* _Your task_
Each line in the material below, starting at the one with "Generate a component" and ending at the one with "string; h0: string;", is to be reproduced exactly; no picture is to be copied.

* _Entries with page source code_
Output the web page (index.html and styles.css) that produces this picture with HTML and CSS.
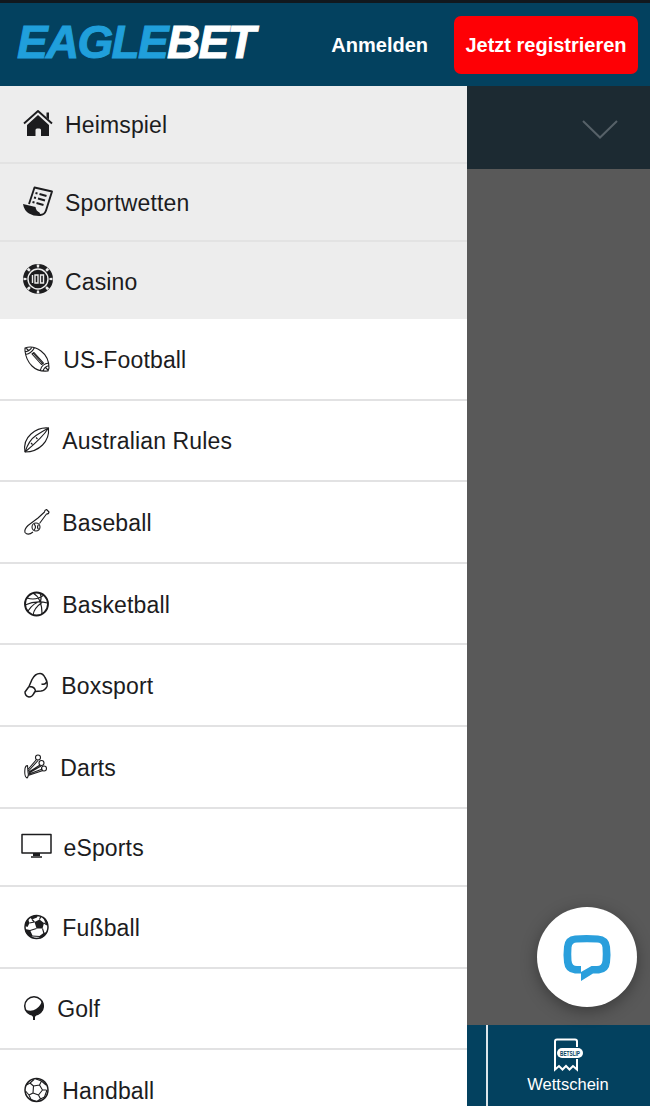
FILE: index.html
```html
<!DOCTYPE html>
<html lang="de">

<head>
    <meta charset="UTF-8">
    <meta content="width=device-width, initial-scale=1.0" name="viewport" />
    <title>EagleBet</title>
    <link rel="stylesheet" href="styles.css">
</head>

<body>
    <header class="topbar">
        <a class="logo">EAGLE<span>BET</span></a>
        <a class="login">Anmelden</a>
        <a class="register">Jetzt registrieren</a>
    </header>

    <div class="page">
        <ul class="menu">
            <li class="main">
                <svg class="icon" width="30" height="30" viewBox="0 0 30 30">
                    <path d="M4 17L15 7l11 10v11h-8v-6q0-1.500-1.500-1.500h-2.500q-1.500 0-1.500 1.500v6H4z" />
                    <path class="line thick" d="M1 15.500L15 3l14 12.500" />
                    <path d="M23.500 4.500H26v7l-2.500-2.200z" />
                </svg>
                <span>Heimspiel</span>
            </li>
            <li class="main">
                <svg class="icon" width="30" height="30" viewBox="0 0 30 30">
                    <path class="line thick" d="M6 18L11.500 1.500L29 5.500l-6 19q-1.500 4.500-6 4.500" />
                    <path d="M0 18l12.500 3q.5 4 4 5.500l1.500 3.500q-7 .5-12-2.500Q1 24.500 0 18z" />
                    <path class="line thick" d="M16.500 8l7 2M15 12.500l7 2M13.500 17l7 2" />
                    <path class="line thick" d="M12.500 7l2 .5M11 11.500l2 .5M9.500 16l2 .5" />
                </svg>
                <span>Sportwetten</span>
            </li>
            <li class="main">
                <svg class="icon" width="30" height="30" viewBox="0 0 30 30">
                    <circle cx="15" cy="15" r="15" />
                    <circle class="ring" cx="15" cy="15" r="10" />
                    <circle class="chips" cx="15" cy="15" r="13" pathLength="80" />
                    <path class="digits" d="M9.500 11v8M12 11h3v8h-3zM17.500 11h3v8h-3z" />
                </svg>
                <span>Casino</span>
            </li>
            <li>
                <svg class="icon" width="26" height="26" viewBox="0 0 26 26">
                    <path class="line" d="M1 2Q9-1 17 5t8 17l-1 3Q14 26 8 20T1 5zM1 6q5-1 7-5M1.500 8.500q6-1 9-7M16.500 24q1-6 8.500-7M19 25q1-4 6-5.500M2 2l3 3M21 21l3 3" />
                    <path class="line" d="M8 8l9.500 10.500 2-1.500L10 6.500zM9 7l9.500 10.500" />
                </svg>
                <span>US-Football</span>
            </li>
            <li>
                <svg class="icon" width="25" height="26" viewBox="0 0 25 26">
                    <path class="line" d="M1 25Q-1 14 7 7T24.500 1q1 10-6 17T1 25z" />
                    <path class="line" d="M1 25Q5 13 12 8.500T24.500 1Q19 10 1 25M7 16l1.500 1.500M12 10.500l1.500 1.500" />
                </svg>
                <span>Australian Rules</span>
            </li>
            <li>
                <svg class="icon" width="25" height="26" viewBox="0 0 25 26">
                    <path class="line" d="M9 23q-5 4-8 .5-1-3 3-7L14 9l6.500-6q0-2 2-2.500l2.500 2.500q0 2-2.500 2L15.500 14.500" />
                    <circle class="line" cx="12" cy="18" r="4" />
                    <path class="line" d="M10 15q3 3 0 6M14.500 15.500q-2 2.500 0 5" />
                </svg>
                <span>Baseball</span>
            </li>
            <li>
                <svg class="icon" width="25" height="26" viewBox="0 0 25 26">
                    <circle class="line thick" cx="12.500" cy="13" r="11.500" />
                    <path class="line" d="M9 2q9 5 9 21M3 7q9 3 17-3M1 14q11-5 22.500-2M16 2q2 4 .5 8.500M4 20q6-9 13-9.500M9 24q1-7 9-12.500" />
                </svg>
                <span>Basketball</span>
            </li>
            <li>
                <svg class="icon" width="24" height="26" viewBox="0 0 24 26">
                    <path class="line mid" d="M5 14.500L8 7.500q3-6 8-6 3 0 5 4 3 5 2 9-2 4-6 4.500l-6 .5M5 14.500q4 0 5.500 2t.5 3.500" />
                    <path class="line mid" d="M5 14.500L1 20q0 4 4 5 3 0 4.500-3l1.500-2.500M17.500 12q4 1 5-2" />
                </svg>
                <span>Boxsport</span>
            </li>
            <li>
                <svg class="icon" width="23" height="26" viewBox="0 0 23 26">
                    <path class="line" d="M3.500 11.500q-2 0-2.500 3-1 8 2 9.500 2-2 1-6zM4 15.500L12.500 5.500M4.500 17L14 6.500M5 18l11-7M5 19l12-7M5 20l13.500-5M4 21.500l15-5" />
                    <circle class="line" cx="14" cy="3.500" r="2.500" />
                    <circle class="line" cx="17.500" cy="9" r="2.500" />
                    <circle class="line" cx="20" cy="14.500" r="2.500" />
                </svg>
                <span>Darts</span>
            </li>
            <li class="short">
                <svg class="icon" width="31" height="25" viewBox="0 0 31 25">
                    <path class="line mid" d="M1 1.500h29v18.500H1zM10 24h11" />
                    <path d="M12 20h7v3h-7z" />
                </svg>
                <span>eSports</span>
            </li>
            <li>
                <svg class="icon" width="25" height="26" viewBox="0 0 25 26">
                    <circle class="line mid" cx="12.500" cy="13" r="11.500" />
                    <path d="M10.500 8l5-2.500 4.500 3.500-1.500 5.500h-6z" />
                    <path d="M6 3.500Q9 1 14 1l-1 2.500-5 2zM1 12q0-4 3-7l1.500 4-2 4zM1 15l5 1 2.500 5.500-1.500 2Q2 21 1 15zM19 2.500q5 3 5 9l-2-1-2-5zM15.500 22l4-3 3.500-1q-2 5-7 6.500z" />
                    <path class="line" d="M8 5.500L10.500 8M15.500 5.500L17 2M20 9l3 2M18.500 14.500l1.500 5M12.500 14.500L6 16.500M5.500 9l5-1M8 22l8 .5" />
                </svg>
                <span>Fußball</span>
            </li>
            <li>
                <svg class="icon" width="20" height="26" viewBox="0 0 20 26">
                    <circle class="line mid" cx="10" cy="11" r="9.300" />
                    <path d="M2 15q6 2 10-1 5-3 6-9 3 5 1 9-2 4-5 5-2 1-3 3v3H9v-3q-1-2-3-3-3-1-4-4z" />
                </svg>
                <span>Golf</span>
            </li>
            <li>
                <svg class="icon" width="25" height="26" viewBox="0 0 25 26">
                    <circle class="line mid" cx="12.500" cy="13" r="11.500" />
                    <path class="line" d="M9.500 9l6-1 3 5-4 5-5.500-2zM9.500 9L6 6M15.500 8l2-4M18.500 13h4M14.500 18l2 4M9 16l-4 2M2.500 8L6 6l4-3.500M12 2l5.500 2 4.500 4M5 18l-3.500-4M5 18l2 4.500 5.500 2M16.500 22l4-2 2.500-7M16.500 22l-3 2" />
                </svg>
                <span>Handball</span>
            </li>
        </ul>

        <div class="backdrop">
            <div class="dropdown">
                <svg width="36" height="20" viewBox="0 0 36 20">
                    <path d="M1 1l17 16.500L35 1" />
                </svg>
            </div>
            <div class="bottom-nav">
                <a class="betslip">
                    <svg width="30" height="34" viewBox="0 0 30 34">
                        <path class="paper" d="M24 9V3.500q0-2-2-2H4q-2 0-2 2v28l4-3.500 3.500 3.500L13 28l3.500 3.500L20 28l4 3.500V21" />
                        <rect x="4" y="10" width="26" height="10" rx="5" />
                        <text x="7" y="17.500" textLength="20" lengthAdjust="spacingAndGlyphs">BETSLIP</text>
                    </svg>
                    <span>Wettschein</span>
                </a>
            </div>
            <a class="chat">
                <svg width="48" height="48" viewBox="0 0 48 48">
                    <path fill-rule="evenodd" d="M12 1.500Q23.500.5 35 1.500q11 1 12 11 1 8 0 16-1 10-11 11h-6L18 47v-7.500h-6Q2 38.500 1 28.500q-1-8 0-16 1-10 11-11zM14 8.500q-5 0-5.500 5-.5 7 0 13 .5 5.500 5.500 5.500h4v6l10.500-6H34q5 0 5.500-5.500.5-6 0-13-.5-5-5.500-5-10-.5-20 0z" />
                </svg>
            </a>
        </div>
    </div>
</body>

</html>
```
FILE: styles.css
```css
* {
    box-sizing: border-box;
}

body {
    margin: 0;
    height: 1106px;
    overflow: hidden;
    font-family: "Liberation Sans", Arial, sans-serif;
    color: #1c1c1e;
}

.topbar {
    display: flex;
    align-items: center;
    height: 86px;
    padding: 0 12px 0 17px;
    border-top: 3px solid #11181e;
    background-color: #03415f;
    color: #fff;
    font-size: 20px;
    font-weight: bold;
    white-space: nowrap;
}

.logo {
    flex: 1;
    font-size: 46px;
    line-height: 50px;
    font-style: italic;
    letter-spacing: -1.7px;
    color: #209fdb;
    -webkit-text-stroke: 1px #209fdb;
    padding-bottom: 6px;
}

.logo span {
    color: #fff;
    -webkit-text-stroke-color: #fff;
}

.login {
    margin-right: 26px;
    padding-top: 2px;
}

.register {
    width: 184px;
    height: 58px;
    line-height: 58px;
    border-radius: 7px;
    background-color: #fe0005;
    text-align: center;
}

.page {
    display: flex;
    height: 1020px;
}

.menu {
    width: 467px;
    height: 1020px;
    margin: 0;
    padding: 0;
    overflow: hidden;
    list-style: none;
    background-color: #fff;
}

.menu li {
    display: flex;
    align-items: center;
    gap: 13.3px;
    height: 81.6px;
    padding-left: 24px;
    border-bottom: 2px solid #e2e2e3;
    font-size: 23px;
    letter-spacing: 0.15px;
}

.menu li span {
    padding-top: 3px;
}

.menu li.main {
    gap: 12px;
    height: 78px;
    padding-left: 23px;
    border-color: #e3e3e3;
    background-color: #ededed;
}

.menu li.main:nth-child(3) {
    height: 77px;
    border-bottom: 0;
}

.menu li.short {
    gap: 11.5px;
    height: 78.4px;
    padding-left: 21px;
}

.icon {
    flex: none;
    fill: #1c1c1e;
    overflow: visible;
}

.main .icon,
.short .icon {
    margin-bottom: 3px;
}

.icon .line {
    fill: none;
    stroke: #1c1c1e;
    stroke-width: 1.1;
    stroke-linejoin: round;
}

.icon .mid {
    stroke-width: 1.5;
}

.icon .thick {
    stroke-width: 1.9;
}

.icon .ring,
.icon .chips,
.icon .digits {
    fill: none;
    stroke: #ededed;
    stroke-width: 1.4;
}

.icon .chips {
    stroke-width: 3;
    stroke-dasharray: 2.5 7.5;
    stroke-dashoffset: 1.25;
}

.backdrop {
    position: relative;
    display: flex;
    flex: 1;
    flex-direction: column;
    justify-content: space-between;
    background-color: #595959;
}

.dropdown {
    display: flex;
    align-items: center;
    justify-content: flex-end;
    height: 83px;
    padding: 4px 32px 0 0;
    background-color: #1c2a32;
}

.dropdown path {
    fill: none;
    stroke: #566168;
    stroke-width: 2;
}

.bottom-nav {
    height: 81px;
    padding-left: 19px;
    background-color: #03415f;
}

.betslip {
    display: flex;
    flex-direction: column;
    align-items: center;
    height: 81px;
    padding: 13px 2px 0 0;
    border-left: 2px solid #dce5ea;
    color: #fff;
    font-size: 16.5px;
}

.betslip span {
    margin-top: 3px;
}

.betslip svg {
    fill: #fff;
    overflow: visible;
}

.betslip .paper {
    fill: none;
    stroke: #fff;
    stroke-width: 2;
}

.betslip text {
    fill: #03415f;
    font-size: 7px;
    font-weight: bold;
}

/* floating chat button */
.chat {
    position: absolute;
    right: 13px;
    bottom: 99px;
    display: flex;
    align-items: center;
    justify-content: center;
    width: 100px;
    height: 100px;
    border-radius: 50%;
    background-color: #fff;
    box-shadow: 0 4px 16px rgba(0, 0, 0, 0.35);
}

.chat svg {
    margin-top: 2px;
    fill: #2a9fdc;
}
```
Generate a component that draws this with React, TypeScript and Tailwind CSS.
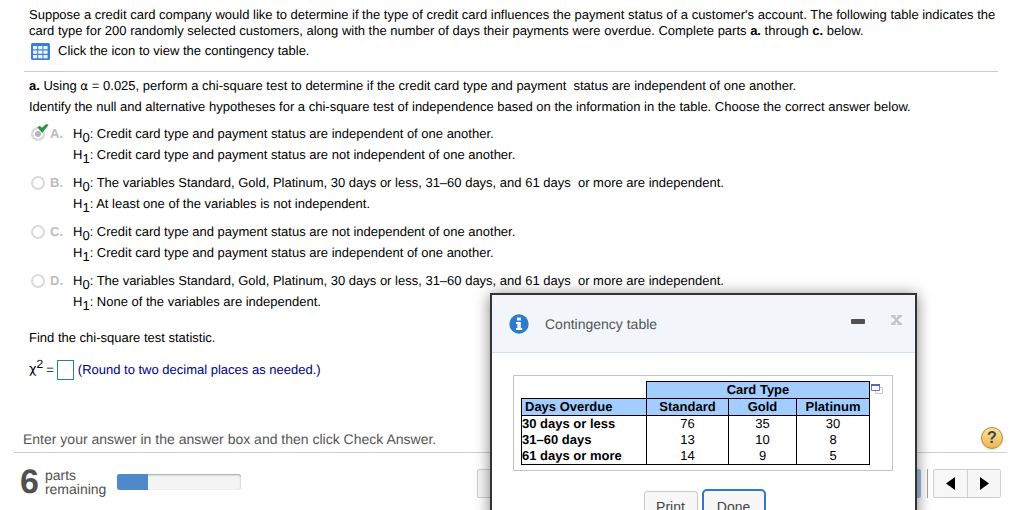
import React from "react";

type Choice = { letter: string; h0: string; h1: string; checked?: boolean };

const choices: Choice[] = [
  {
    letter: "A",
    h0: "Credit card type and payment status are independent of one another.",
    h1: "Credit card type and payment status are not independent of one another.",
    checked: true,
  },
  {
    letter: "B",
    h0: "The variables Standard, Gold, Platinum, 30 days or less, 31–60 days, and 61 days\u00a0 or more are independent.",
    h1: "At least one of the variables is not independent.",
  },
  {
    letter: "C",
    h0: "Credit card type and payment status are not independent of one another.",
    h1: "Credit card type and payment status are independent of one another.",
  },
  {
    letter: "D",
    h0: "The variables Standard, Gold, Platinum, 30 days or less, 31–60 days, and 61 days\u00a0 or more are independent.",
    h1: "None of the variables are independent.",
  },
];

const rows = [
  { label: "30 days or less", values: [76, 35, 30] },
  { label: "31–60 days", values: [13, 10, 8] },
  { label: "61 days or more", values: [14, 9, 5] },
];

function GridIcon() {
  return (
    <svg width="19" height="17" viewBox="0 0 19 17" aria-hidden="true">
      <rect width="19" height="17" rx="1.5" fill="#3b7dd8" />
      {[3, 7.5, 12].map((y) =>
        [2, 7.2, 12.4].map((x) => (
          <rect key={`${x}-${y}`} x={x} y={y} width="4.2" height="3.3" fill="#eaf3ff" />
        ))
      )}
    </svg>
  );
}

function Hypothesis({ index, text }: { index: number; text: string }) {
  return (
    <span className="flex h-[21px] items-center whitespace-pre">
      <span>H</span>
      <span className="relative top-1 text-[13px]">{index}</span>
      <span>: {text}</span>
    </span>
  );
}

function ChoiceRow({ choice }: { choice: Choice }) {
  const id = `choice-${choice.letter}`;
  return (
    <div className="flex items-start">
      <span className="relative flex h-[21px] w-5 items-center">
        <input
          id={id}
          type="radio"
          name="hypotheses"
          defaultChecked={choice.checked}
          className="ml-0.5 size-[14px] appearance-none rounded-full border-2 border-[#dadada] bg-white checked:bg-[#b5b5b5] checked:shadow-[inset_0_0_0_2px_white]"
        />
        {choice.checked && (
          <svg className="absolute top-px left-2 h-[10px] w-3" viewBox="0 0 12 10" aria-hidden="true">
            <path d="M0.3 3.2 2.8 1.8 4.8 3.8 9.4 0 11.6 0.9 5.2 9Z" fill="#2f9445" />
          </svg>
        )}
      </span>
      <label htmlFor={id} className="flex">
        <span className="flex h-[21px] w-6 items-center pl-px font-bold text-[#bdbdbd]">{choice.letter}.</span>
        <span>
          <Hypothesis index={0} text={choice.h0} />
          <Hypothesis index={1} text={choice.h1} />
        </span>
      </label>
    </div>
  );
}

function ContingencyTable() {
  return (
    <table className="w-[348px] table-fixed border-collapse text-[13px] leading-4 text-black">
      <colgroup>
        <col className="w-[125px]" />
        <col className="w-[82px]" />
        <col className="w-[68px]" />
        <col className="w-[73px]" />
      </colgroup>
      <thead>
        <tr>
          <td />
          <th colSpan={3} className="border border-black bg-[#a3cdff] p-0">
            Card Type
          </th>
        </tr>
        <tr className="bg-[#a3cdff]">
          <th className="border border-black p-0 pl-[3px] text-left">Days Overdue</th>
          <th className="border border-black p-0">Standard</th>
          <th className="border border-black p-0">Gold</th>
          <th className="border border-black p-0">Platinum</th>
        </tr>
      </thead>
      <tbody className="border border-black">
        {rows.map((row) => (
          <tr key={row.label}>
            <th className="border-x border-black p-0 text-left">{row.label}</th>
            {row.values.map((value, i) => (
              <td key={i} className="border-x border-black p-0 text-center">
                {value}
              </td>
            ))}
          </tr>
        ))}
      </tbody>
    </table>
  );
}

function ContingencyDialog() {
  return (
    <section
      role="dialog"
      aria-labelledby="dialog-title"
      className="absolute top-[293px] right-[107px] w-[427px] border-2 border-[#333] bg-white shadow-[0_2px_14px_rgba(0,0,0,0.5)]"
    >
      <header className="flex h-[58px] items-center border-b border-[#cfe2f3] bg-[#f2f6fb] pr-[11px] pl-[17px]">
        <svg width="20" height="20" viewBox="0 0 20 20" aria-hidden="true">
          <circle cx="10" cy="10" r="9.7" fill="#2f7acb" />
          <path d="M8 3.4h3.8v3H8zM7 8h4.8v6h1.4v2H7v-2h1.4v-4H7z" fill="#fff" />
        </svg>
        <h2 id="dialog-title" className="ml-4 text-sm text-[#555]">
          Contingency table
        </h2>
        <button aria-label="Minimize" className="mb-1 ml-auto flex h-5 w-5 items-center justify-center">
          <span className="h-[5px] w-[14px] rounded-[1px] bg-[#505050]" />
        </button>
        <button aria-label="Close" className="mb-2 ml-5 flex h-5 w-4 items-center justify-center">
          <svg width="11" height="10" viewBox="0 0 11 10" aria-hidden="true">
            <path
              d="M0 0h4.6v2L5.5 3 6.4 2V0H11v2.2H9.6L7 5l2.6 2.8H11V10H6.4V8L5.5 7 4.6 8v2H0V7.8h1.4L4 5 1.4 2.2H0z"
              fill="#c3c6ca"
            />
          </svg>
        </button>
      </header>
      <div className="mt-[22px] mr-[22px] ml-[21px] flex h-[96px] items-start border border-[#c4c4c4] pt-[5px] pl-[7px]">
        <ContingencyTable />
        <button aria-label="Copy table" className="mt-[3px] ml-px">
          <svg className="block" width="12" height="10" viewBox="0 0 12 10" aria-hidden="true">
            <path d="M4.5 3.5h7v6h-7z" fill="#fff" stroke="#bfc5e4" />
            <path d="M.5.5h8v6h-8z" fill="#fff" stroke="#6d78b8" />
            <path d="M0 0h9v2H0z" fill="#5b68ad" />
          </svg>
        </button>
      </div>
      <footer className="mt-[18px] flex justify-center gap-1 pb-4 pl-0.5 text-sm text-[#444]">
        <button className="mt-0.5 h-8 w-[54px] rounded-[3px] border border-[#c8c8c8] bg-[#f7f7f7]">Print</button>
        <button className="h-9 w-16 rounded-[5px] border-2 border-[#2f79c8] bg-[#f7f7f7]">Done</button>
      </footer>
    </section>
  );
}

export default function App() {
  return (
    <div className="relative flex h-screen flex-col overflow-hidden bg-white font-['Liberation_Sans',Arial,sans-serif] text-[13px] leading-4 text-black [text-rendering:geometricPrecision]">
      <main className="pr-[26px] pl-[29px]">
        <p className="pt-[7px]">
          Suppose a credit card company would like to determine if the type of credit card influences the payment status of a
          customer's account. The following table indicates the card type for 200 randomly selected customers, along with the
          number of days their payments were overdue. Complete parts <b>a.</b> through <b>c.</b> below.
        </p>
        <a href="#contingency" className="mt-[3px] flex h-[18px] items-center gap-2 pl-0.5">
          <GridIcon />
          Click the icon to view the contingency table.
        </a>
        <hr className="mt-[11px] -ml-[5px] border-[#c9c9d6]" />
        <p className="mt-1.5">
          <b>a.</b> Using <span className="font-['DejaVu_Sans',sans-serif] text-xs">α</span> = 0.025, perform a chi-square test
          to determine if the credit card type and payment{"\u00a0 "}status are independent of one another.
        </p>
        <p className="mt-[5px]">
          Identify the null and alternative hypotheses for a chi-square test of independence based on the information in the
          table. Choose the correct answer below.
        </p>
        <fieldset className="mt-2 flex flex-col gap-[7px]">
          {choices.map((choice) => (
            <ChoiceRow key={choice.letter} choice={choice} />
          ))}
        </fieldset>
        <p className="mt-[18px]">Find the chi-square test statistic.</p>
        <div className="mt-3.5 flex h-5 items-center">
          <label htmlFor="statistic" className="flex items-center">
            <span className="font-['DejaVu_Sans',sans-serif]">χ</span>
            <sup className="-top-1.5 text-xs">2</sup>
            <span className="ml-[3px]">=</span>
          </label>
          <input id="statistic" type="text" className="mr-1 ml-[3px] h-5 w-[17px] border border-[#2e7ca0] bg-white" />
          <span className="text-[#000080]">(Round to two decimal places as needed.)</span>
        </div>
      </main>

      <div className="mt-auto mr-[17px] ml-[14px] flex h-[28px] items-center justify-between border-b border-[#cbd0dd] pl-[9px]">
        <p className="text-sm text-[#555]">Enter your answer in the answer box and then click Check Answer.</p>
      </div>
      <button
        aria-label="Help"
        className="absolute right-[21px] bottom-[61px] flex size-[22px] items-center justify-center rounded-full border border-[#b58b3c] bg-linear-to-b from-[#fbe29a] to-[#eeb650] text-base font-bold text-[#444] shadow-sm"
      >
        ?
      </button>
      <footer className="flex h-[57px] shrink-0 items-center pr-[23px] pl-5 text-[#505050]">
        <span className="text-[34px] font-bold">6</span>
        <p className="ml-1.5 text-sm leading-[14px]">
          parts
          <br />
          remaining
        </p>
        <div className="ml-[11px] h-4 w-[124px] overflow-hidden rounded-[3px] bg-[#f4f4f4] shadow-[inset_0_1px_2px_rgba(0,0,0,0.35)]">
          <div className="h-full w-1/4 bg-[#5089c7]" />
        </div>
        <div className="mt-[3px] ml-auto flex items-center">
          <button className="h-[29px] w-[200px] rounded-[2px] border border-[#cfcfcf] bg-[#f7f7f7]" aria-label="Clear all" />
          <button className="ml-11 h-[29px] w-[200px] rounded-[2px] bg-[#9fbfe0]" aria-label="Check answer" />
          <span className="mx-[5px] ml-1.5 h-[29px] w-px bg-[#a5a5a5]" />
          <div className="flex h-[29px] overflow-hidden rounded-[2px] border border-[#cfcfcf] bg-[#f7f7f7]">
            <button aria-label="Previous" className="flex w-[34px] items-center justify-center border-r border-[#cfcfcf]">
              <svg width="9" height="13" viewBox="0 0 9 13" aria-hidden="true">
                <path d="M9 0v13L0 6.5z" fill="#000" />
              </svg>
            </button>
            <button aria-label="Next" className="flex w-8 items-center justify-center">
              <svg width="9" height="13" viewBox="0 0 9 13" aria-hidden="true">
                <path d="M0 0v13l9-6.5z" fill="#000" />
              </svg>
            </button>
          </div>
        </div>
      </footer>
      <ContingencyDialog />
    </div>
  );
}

* _In response_
Generate a component that draws this with React, TypeScript and Tailwind CSS.
import React from "react";

type Choice = { letter: string; h0: string; h1: string; checked?: boolean };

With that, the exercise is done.